Joe Stephens, III upon his plea of guilty was found guilty of the offense of burglary. Pursuant to the provisions of the Act for Probation for First-Offenders, no adjudication of guilt or sentence was entered but Stephens was placed on probation for five years. Subsequently, Stephens entered a plea of guilty to driving under the influence. At a hearing to consider revocation of the first offender probation, the conviction for driving under the influence as well as evidence of an unlawful sale of a controlled substance to an undercover agent was considered. The trial court entered an order revoking the probation and sentenced Stephens to serve five years. Stephens brings this appeal urging that the trial court erred in refusing to credit him with the time spent on probation, a period of almost a year. Held:
Stephens misperceives the purpose of the First Offender Act. The purpose of that Act has been explicated clearly in the case of State v. Wiley, 233 Ga. 316, 317-318 (210 SE2d 790). "It is obvious that the General Assembly intended the first offender probation to have a different effect than probation in other cases. Any probationary sentence entered under this Act [Ga. L. 1968, p. 324; Code Ann. 27-2727 et seq.] is preliminary only, and, if completed without violation, permits the offender complete rehabilitation without the stigma of a felony conviction. If, however, such offender does not take advantage of such opportunity for rehabilitation, his trial which has, in effect, been suspended is continued and an adjudication of guilt is made and [for the first time] a sentence entered. Unlike other probated sentences the defendant is not merely serving his sentence outside the confines of prison, but is serving a period one probation to determine whether or not the prisoner may be rehabilitated.
If, by violating the terms of his [first offender period of] probation, the defendant shows that he is not worthy of the offered opportunity for rehabilitation then, and only then is he sentenced [for the conviction of the underlying felony offense] to the penitentiary. No former adjudication of guilt having been made and no prior sentence having been entered thereon, the defendant is subject to receive any sentence permitted by law for the offense he has [finally] been found guilty of committing."

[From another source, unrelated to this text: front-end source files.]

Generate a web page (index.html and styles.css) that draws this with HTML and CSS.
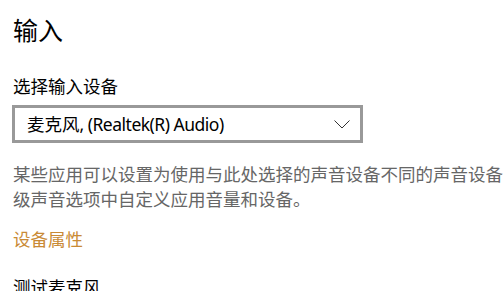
FILE: index.html
```html
<!DOCTYPE html>
<html lang="zh-CN">
<head>
<meta charset="utf-8">
<title>输入</title>
<link rel="stylesheet" href="styles.css">
</head>
<body>
<main class="page">
  <h1 class="title">输入</h1>
  <h2 class="label">选择输入设备</h2>
  <div class="select">
    <span class="select-text">麦克风<span class="latin">, (Realtek(R) Audio)</span></span>
    <svg class="chevron" width="16" height="9" viewBox="0 0 16 9" aria-hidden="true">
      <polyline points="0.5,0.5 8,8 15.5,0.5" fill="none" stroke="#333" stroke-width="1"/>
    </svg>
  </div>
  <p class="desc">某些应用可以设置为使用与此处选择的声音设备不同的声音设备。在高级声音选项中自定义应用音量和设备。</p>
  <a class="link" href="#">设备属性</a>
  <h2 class="label section">测试麦克风</h2>
</main>
</body>
</html>
```

FILE: styles.css
```css
html, body {
  margin: 0;
  padding: 0;
  background: #ffffff;
  overflow: hidden;
}

body {
  font-family: "Noto Sans", "Noto Sans CJK SC", sans-serif;
  color: #000;
}

.page {
  padding: 14px 0 0 13px;
  display: flex;
  flex-direction: column;
  align-items: flex-start;
}

.title {
  margin: 0;
  font-size: 25px;
  font-weight: 400;
  line-height: 32px;
}

.label {
  margin: 27px 0 0 0;
  font-size: 17.5px;
  font-weight: 400;
  line-height: 26px;
}

.select {
  margin: 6px 0 0 -1px;
  box-sizing: border-box;
  width: 351px;
  height: 38px;
  border: 3px solid #999;
  display: flex;
  align-items: center;
  justify-content: space-between;
  padding: 0 10px 0 12px;
}

.select-text {
  font-size: 17.5px;
  line-height: 26px;
}

.latin {
  letter-spacing: -0.5px;
}

.chevron {
  display: block;
}

.desc {
  margin: 19px 0 0 0;
  width: 550px;
  font-size: 17.5px;
  line-height: 25px;
  color: #666;
}

.link {
  margin-top: 15px;
  font-size: 17.5px;
  line-height: 25px;
  color: #c98a35;
  text-decoration: none;
}

.section {
  margin-top: 22px;
}
```
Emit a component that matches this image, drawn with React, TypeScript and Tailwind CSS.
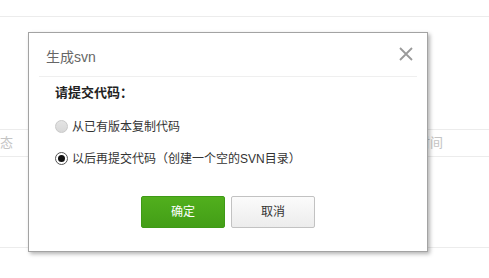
import React from 'react';

// ─── 背景表格 ──────────────────────────────────────────────

function BackgroundTable() {
  return (
    <div className="w-full">
      <div className="h-[17px] border-b border-[#ececec]" />
      <div className="h-[112px]" />
      <div className="flex h-[28px] items-center justify-between border-y border-[#ececec] text-[13px] text-[#c4c4c4]">
        <span className="-ml-[13px]">状态</span>
        <span className="mr-[46px]">时间</span>
      </div>
      <div className="h-[91px] border-b border-[#ececec]" />
    </div>
  );
}

// ─── 单选 ──────────────────────────────────────────────────

function Radio({ checked, disabled, label }: { checked?: boolean; disabled?: boolean; label: string }) {
  return (
    <label className="flex h-[20px] items-center gap-[4px] text-[12px] text-[#333]">
      {disabled ? (
        <span className="h-[13px] w-[13px] rounded-full border border-[#c9c9c9] bg-gradient-to-b from-[#e4e4e4] to-[#d8d8d8]" />
      ) : (
        <span className="flex h-[13px] w-[13px] items-center justify-center rounded-full border border-[#555] bg-white">
          {checked && <span className="h-[7px] w-[7px] rounded-full bg-[#111]" />}
        </span>
      )}
      <span className="translate-y-[1px]">{label}</span>
    </label>
  );
}

// ─── 对话框 ────────────────────────────────────────────────

export default function App() {
  return (
    <div
      className="relative h-[278px] w-full overflow-hidden bg-white"
      style={{ fontFamily: '"Liberation Sans", "Noto Sans CJK SC", sans-serif' }}
    >
      <BackgroundTable />

      <div className="absolute left-[28px] top-[32px] box-border h-[220px] w-[400px] border border-[#a3a3a3] bg-white shadow-[2px_2px_4px_rgba(0,0,0,0.3)]">
        {/* 标题 */}
        <div className="relative mx-[10px] box-border h-[44px] border-b border-[#efefef] pl-[7px] pt-[15px]">
          <span className="block text-[14px] leading-[18px] text-[#666]">生成svn</span>
          <button className="absolute right-[4px] top-[14px] h-[14px] w-[14px]" aria-label="关闭">
            <svg viewBox="0 0 14 14" className="h-[14px] w-[14px]">
              <path d="M1 1L13 13M13 1L1 13" stroke="#9a9a9a" strokeWidth="1.8" />
            </svg>
          </button>
        </div>

        {/* 内容 */}
        <div className="pl-[26px]">
          <p className="mt-[6px] text-[13px] font-bold leading-[20px] text-[#222]">请提交代码：</p>
          <div className="mt-[13px]">
            <Radio disabled label="从已有版本复制代码" />
          </div>
          <div className="mt-[12px]">
            <Radio checked label="以后再提交代码（创建一个空的SVN目录）" />
          </div>
        </div>

        {/* 按钮 */}
        <div className="mt-[28px] flex justify-center gap-[6px]">
          <button className="box-border h-[32px] w-[84px] rounded-[2px] border border-[#3f9a16] bg-gradient-to-b from-[#51af1d] to-[#439e17] text-[12px] text-white">
            确定
          </button>
          <button className="box-border h-[32px] w-[84px] rounded-[2px] border border-[#c2c2c2] bg-gradient-to-b from-[#fbfbfb] to-[#ececec] text-[12px] text-[#333]">
            取消
          </button>
        </div>
      </div>
    </div>
  );
}
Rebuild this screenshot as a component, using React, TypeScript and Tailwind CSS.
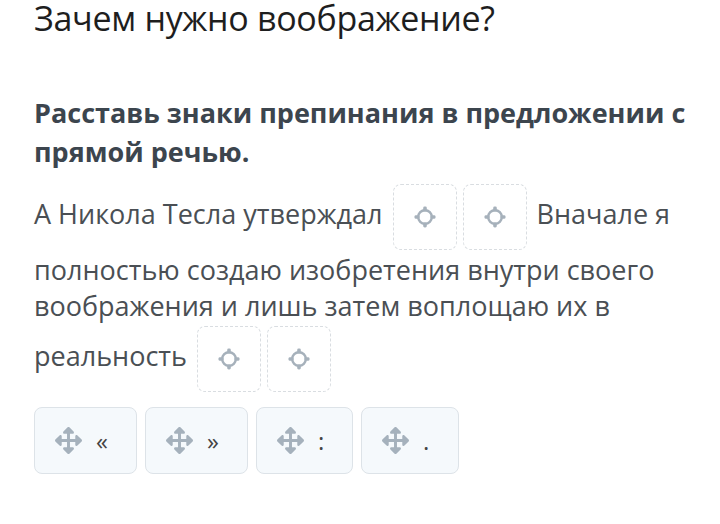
import { FaArrowsAlt } from 'react-icons/fa';

const Target = () => (
    <svg width="24" height="24" viewBox="0 0 24 24" fill="none">
        <circle cx="12" cy="12" r="6.8" stroke="#a6b1bb" strokeWidth="2.4" />
        <rect x="10.2" y="1.5" width="3.6" height="5" rx="1.4" fill="#a6b1bb" />
        <rect x="10.2" y="17.5" width="3.6" height="5" rx="1.4" fill="#a6b1bb" />
        <rect x="1.5" y="10.2" width="5" height="3.6" rx="1.4" fill="#a6b1bb" />
        <rect x="17.5" y="10.2" width="5" height="3.6" rx="1.4" fill="#a6b1bb" />
    </svg>
);

const Slot = () => (
    <span className="inline-flex align-middle items-center justify-center w-[64px] h-[66px] mx-[3px] my-[2px] rounded-lg border border-dashed border-[#d9dde1] bg-white">
        <Target />
    </span>
);

const Chip = ({ sign, width }: { sign: string; width: string }) => (
    <div className={`flex items-center h-[67px] ${width} pl-[20px] rounded-lg border border-[#dde3e8] bg-[#f5f9fc]`}>
        <FaArrowsAlt className="text-[#a5b1bc]" size={27} />
        <span className="ml-[14px] text-[24px] text-[#444]">{sign}</span>
    </div>
);

export default function App() {
    return (
        <div className="bg-white w-[720px] h-[524px] overflow-hidden pl-[34px] pr-[20px] font-['Open_Sans',sans-serif]">
            <h1 className="-mt-[5px] text-[34px] tracking-[-0.3px] leading-[1.36] text-[#1e1e1e]">Зачем нужно воображение?</h1>
            <h2 className="mt-[52px] text-[27px] font-bold leading-[39px] text-[#3c454e]">
                Расставь знаки препинания в предложении с прямой речью.
            </h2>
            <p className="mt-[11px] text-[27px] leading-[36px] text-[#4a4f54]">
                А Никола Тесла утверждал <Slot /><Slot /> Вначале я полностью создаю изобретения внутри своего воображения и лишь затем воплощаю их в реальность <Slot /><Slot />
            </p>
            <div className="mt-[13px] flex gap-[8px]">
                <Chip sign="«" width="w-[103px]" />
                <Chip sign="»" width="w-[103px]" />
                <Chip sign=":" width="w-[97px]" />
                <Chip sign="." width="w-[98px]" />
            </div>
        </div>
    );
}
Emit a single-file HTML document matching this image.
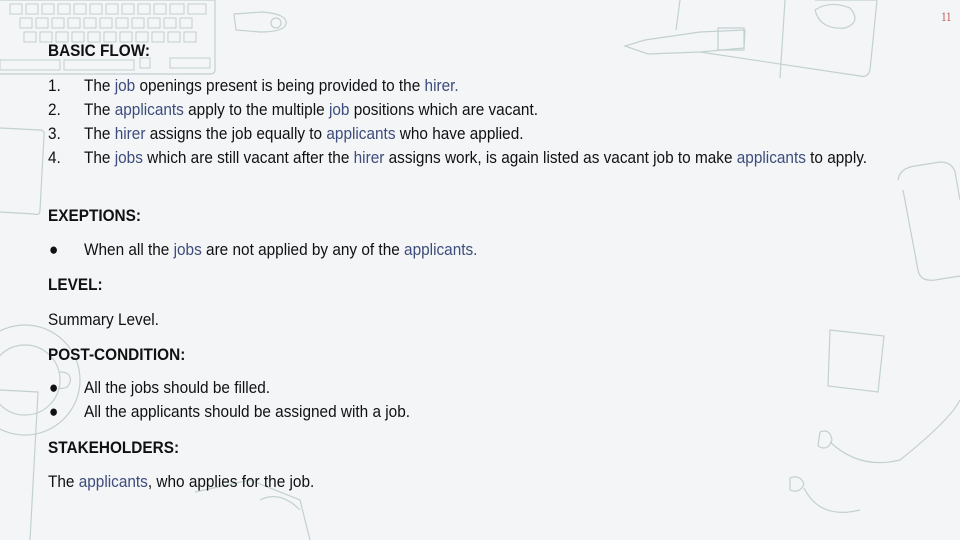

Consistent with this rationale of rehabilitative postponement of a determination of criminal responsibility for a felony and punishment therefore this court in Crawford v. State, 144 Ga. App. 622, 624 (6) (241 SE2d 492), held that a three-year first offender probationary period was unrelated to the authorized period of punishment for a felony conviction of burglary. The probationary period did not limit the court's adjudication of guilt following vacation of a first offender probation, to the length of the first offender term of rehabilitative probation. It was held that the court sentencing for the felony offense was entitled to consider as within its sentencing power any period authorized by law, up to the maximum.
William F. Lee, Jr., District Attorney, for appellee.
George C. Rosenzweig, for appellant.